Читатель уже почувствовал в столкновении определений драматизм этой жизни. Начавшаяся в 1498 году, она ровно текла в Северной Индии, сперва в состоятельном отчем доме, потом в роскошных дворцовых покоях мужа Миры Бай, наследного принца Меварского княжества Бходж Раджа. Коллизия пришла со смертью супруга, когда его родичи стали преследовать двадцатитрехлетнюю вдову за то, что родовому культу богини Кали она предпочла поклонение Кришне. С этих пор начинается четвертьвековый период ее поэтического творчества – годы счастья, когда интеллект, обретя смысл существования, обнажает и умножает свои внутренние силы, годы тревоги, когда жизнь инакомыслящей постоянно скользила над бездной.
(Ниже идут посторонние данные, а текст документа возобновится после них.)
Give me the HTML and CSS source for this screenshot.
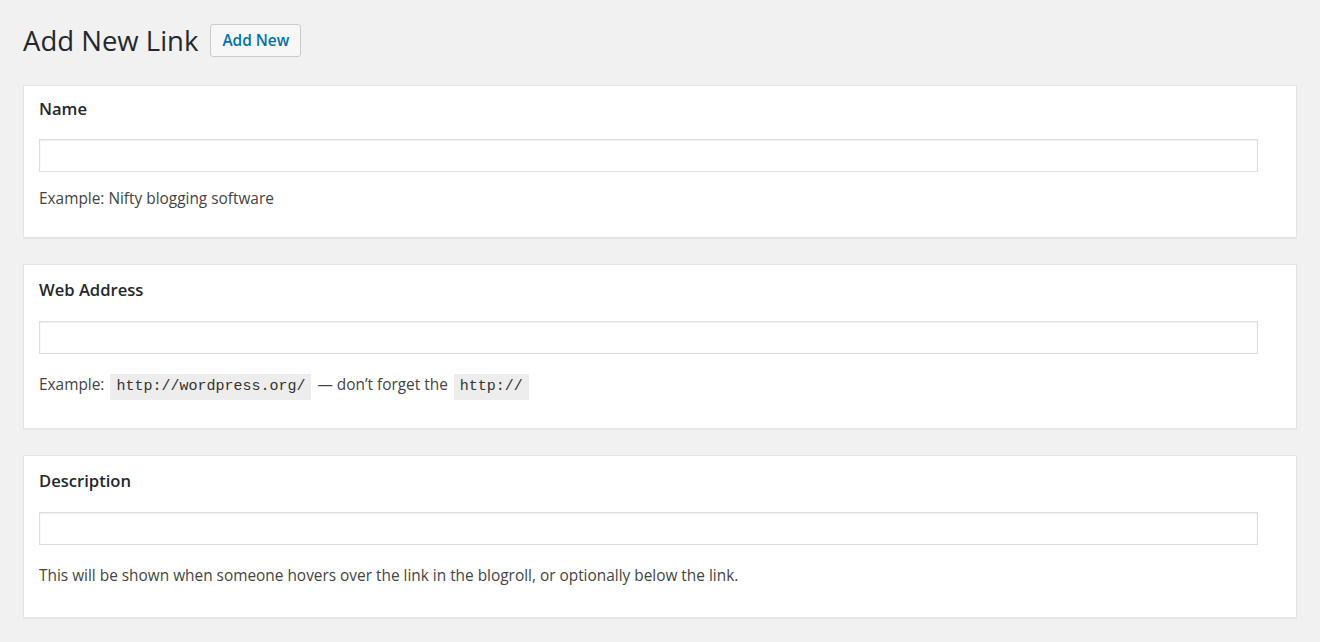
FILE: index.html
```html
<!DOCTYPE html>
<html lang="en">
<head>
<meta charset="utf-8">
<title>Add New Link</title>
<link rel="stylesheet" href="styles.css">
</head>
<body>
<div class="wrap">
  <div class="page-header">
    <h1 class="page-title">Add New Link</h1>
    <a class="button" href="#">Add New</a>
  </div>

  <div class="card card--first">
    <h2 class="card-title">Name</h2>
    <input class="field" type="text">
    <p class="hint">Example: Nifty blogging software</p>
  </div>

  <div class="card">
    <h2 class="card-title">Web Address</h2>
    <input class="field" type="text">
    <p class="hint">Example: <code>http://wordpress.org/</code> — don’t forget the <code>http://</code></p>
  </div>

  <div class="card">
    <h2 class="card-title">Description</h2>
    <input class="field" type="text">
    <p class="hint">This will be shown when someone hovers over the link in the blogroll, or optionally below the link.</p>
  </div>
</div>
</body>
</html>
```

FILE: styles.css
```css
* { box-sizing: border-box; }

html, body {
  margin: 0;
  padding: 0;
  background: #f1f1f1;
}

body {
  font-family: "Open Sans", "Noto Sans", sans-serif;
  font-size: 15.4px;
  color: #444;
}

.wrap {
  padding: 24px 23px 0 23px;
}

.page-header {
  display: flex;
  align-items: center;
  gap: 12px;
  height: 33px;
  margin-bottom: 28px;
}

.page-title {
  margin: 0;
  font-size: 27.5px;
  font-weight: 400;
  line-height: 33px;
  color: #23282d;
}

.button {
  display: inline-flex;
  align-items: center;
  height: 33px;
  padding: 0 11px;
  border: 1px solid #ccc;
  border-radius: 3px;
  background: #f7f7f7;
  color: #0073aa;
  font-size: 15.4px;
  font-weight: 600;
  text-decoration: none;
}

.card {
  background: #fff;
  border: 1px solid #e5e5e5;
  box-shadow: 0 1px 1px rgba(0, 0, 0, 0.04);
  padding: 14px 15px 30px 15px;
  margin-bottom: 26px;
}

.card--first {
  padding-top: 12px;
  padding-bottom: 27px;
}

.card-title {
  margin: 0;
  font-size: 16.6px;
  font-weight: 600;
  line-height: 22px;
  color: #23282d;
}

.field {
  display: block;
  width: calc(100% - 23px);
  height: 33px;
  margin: 20px 0 0 0;
  border: 1px solid #ddd;
  box-shadow: inset 0 1px 2px rgba(0, 0, 0, 0.07);
  background: #fff;
  font: inherit;
}

.card--first .field {
  margin-top: 19px;
}

.hint {
  margin: 20px 0 0 0;
  line-height: 22px;
}

.card--first .hint {
  margin-top: 16px;
}

code {
  font-family: "Liberation Mono", "DejaVu Sans Mono", monospace;
  font-size: 15px;
  padding: 4px 6px 5px 6px;
  margin: 0 2px;
  background: rgba(0, 0, 0, 0.07);
  color: #333;
}
```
Гордая принцесса покинула дворец и стала бродячей песнопевицей. Она обошла весь индийский Север, слагая гимны во имя Кришны и распевая их в храмах. Никто из близких не принял ее последнего вздоха в 1547 году; но ее песнопения, исторгнутые сердцем, полным поэзии любви, стали национальным богатством Индии.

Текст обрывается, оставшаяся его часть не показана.